With language her forte, Mimura entered Tokyo’s Sophia University and received her first degree in 1987. “I majored in political science,” she said. “Because of my mixed background and acknowledging the differences, I was very much interested in how to connect the world.”

In Tokyo, she worked in the creative department of an international advertising company and as an art columnist for a newspaper. Married, she returned with her husband to America, where she studied for her master’s degree. She chose to major in editorial journalism.

“After I received my graduate degree, I applied and was accepted for discussion shows at the Washington D.C., bureau of CNN,” Mimura said. At the same time she was doing volunteer work for the Japan Mingeikan, and that became her path “back to culture.”

Mimura assisted the Mingeikan tour of Scotland in 1991. As part of the Japan Festival, in Edinburgh she conducted small groups that introduced the arts and crafts of the Edo Period.

During successive tours, she included the small village of St. Ives, where the English potter Bernard Leach had his kiln.

The story of the friendship and collaboration between Soetsu Yanagi and Bernard Leach is well known. Yanagi was a Gakushuin student and acquired an interest in philosophy from his English teacher, the renowned Dr. Daisetz Suzuki.

Leach, born in 1887 in Hong Kong and two years younger than Yanagi, spent some childhood years in Kyoto.

The two met in Japan in 1909, at a time when Yanagi was discovering “the human spirit in physical material.” Leach, beginning as an artist and teacher, decided to turn to pottery. Yanagi and Leach met the potter Shoji Hamada, whom Leach took to England with him. Leach set up his home and kiln on a hillside above the sea in St. Ives.

Mimura immersed herself in the history of the development of the mingei folk craft concept in Japan, and of the personalities concerned with it. She said, “Yanagi believed that mingei were works of art made by people for daily use. The beauty of mingei was that of natural liveliness.”

She began working in the International Programs Department of Mingeikan in 1992, becoming director of the programs 10 years later. During this period she bore two sons, both of whom are now violinists.

Mimura writes articles that appear in journals, newspapers and museum catalogs.
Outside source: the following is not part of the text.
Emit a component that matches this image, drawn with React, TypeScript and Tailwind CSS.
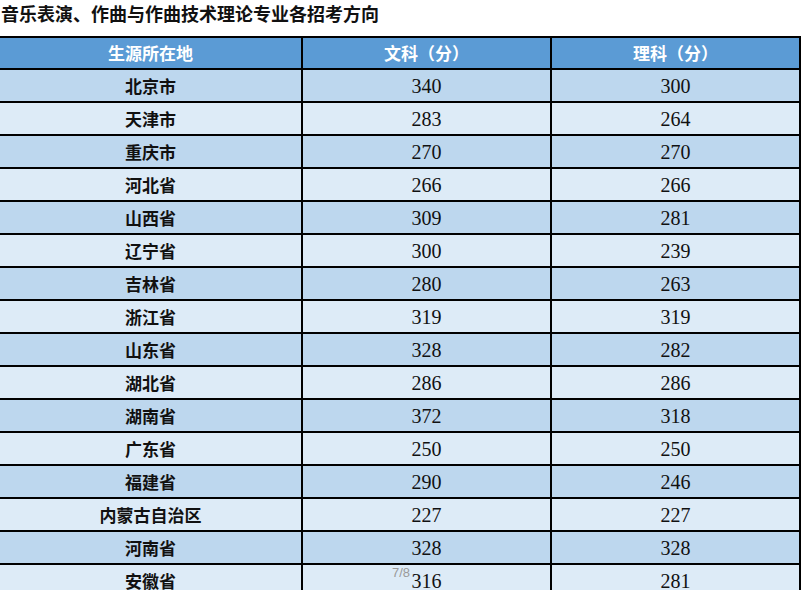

She is an accomplished lecturer, who keeps meticulous records of her contacts. She maintained her connection with Leach and his son David during their lifetimes. Her work and her memories have made her stay close to the coteries of the founders of the mingei movement.

Mimura agrees that production of pots, not as ornaments but for daily use, was “like a process of mediation.” Pots did not require the signatures of the potters, while the “warmth of hand” in the potting came through as an aesthetic truth.”

The movement applies to more than pots, Mimura claims. She sees music and textiles from Japan interesting people in other countries. “Showing traditional methods in innovative and useful ways, encouraging youth everywhere is exciting and urgent,” she said. True to her precepts, Mimura is arranging a presentation at Mingeikan from this autumn on textiles from India.